When linking your program you must add the path to the profiler libraries (-L/path/to/profiler-libraries), and the libraries themselves (-lmap-sampler-pmpi, -lmap-sampler).

The MPI wrapper library (-lmap-sampler-pmpi) must go:

  1. After your program’s object (.o) files.

  2. After your program’s own static libraries, for example -lmylibrary.

  3. After the path to the profiler libraries (-L/path/to/profiler-libraries).

  4. Before the MPI’s Fortran wrapper library, if any. For example -lmpichf.

  5. Before the MPI’s implementation library usually -lmpi.

  6. Before the Linaro Forge sampler library -lmap-sampler.

The Linaro Forge sampler library -lmap-sampler must go:

  1. After the MPI wrapper library.

  2. After your program’s object (.o) files.

  3. After your program’s own static libraries, for example -lmylibrary.

  4. After -Wl,--undefined,allinea_init_sampler_now.

  5. After the path to the profiler libraries (-L/path/to/profiler-libraries).

  6. Before -lstdc++, -lgcc_eh, -lrt, -lpthread, -ldl, -lm and -lc.

    For example:

    mpicc hello.c -o hello -g -L/users/ddt/linaro \
        -lmap-sampler-pmpi \
        -Wl,--undefined,allinea_init_sampler_now \
        -lmap-sampler -lstdc++ -lgcc_eh -lrt \
        -Wl,--whole-archive -lpthread \
        -Wl,--no-whole-archive \
        -Wl,--eh-frame-hdr \
        -ldl \
        -lm
    
    mpif90 hello.f90 -o hello -g -L/users/ddt/linaro \
        -lmap-sampler-pmpi \
        -Wl,--undefined,allinea_init_sampler_now \
        -lmap-sampler -lstdc++ -lgcc_eh -lrt \
        -Wl,--whole-archive -lpthread \
        -Wl,--no-whole-archive \
        -Wl,--eh-frame-hdr \
        -ldl \
       -lm
    

Static linking on Cray X-Series systems

Compile the MPI Wrapper Library

  1. On Cray X-Series systems, you can compile the MPI wrapper library using make-profiler-libraries --platform=cray --lib-type=static:

    Created the libraries in /home/user/myprogram:
       libmap-sampler.a
       libmap-sampler-pmpi.a
    
    To instrument a program, add these compiler options:
       compilation for use with MAP - not required for Performance Reports:
       -g (or -G2 for native Cray Fortran) (and -O3 etc.)
       linking (both MAP and Performance Reports):
       -Wl,@/home/user/myprogram/allinea-profiler.ld ... EXISTING_MPI_LIBRARIES
       If your link line specifies EXISTING_MPI_LIBRARIES (e.g. -lmpi), then
       these must appear *after* the Forge sampler and MPI wrapper libraries in
       the link line.  There's a comprehensive description of the link ordering
       requirements in the 'Prepare a Program for Profiling' section of
       userguide-forge.pdf, located in /opt/linaro/forge/x.y.z/doc/.
    
  2. Link with the MPI wrapper library using:

    cc hello.c -o hello -g -Wl,@allinea-profiler.ld
    
    ftn hello.f90 -o hello -g -Wl,@allinea-profiler.ld
    

Dynamic and static linking on Cray X-Series systems using the modules environment

If your system has the Linaro Forge module files installed, you can load them and build your program as usual. See map-link modules installation on Cray X-Series.

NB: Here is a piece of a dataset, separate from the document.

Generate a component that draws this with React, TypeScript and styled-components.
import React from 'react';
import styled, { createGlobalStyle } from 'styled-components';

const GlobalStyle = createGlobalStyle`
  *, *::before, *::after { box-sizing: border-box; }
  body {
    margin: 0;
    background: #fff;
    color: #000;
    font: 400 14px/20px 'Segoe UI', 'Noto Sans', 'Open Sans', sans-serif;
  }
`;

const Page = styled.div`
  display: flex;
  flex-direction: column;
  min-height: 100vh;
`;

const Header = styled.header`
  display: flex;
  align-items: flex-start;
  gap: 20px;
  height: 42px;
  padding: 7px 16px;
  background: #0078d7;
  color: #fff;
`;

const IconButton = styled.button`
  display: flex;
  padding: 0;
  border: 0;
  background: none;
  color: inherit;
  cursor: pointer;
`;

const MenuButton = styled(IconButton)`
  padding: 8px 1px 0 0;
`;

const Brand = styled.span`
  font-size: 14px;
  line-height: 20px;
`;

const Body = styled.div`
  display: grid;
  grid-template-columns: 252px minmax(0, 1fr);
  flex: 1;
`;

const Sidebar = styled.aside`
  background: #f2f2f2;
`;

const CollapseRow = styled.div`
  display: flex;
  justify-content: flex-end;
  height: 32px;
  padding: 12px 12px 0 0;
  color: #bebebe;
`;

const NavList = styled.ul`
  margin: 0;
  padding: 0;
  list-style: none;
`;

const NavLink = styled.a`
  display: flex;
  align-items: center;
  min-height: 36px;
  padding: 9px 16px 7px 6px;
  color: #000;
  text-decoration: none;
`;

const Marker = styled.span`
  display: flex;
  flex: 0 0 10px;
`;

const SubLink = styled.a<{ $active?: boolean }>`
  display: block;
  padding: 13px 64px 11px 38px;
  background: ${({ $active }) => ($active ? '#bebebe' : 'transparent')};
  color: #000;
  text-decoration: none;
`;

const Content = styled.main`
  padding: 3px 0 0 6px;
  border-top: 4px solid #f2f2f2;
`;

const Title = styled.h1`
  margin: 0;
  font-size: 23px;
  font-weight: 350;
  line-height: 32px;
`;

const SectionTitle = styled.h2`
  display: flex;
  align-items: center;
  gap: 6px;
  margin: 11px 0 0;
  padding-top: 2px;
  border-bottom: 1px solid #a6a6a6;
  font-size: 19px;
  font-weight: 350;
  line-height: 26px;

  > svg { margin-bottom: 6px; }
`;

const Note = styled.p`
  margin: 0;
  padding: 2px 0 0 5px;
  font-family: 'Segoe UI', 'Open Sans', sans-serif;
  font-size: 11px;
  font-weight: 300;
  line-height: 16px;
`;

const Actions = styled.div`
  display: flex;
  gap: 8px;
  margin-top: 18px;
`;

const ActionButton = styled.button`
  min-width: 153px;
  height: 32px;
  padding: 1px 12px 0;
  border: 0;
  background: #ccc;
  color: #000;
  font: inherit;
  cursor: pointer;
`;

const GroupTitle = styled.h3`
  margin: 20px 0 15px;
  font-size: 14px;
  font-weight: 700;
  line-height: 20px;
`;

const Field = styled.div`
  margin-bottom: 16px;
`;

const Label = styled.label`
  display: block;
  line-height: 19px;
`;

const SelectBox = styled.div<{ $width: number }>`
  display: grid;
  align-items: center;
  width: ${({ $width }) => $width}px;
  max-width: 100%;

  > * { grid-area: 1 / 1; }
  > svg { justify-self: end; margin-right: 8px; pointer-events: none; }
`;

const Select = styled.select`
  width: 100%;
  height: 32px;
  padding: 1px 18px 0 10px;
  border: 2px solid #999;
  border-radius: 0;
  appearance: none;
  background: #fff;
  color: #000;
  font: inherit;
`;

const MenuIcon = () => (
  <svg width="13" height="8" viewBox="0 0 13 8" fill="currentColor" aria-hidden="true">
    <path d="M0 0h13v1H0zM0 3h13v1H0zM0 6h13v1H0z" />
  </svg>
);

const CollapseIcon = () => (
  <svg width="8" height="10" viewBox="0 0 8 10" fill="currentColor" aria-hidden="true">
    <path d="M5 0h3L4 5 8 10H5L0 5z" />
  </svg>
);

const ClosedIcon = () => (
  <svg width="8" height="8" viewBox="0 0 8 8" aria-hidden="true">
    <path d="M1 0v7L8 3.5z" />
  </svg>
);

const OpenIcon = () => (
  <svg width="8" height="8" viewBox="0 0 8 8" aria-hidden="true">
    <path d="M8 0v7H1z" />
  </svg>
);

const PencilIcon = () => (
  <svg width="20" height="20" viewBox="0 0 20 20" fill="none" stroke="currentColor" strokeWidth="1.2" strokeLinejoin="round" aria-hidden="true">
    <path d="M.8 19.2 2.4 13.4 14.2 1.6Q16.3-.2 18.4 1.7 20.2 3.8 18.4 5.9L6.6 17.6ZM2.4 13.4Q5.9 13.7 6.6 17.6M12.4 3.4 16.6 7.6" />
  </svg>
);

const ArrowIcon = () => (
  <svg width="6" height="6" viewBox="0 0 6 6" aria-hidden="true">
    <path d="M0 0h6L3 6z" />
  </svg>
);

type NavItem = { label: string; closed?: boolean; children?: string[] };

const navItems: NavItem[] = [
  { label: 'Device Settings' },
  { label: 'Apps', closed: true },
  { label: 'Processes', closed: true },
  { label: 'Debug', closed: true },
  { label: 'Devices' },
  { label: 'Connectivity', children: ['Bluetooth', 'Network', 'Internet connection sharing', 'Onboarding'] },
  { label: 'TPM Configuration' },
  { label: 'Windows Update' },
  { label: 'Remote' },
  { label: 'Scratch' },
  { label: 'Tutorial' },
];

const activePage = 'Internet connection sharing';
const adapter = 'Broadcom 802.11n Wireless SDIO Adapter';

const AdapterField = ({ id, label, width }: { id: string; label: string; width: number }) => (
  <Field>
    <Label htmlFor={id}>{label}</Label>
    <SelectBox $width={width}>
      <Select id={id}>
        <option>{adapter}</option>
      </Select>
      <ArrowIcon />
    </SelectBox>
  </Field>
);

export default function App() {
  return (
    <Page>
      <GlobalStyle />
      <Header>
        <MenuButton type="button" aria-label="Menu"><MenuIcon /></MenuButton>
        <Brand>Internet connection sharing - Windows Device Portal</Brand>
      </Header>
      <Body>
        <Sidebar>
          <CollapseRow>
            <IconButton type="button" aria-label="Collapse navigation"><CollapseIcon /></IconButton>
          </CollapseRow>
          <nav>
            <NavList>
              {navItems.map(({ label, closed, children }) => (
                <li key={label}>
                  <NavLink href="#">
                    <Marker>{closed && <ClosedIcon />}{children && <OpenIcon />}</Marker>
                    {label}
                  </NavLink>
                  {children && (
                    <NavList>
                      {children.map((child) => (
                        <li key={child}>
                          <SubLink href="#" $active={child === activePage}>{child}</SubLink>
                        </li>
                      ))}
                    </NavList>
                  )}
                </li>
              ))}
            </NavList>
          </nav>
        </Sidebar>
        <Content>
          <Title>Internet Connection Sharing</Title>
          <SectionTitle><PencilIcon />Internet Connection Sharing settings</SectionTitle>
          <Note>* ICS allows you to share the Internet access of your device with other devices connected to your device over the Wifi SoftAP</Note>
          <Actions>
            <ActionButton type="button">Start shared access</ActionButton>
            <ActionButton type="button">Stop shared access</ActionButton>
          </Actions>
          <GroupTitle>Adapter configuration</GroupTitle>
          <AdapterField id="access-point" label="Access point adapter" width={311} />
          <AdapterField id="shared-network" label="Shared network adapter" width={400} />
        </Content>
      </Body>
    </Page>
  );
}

  1. module load forge or ensure that make-profiler-libraries is in your PATH.

  2. module load map-link-static or module load map-link-dynamic.

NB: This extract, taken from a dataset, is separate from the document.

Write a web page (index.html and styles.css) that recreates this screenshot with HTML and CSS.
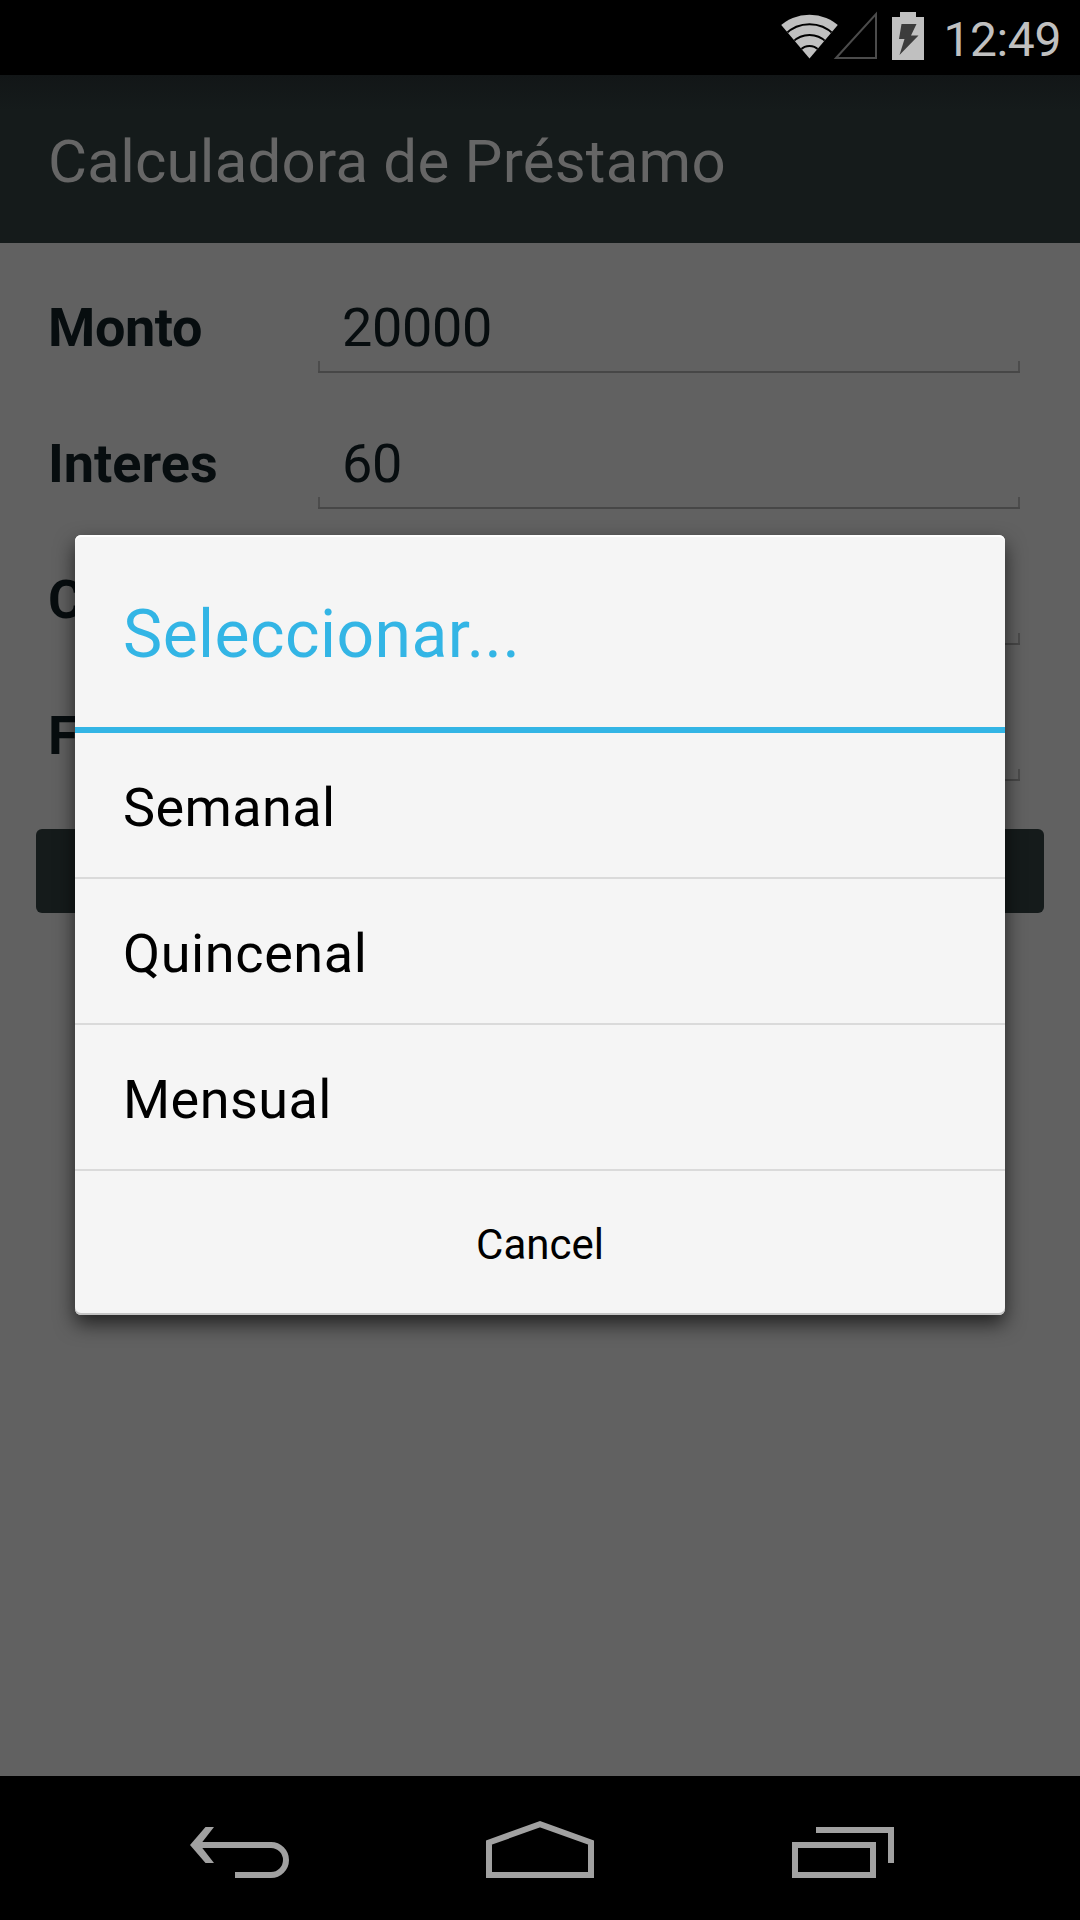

  3. Recompile your program.

Unsupported user applications

Ensure that the program to be profiled does not set or unset the SIGPROF signal handler. This interferes with the MAP profiling function and can cause it to fail.

We recommend that you do not use Linaro MAP to profile programs that contain instructions to perform MPI profiling using MPI wrappers and the MPI standard profiling interface, PMPI. This is because MAP’s own MPI wrappers may conflict with those contained in the program, producing incorrect metrics.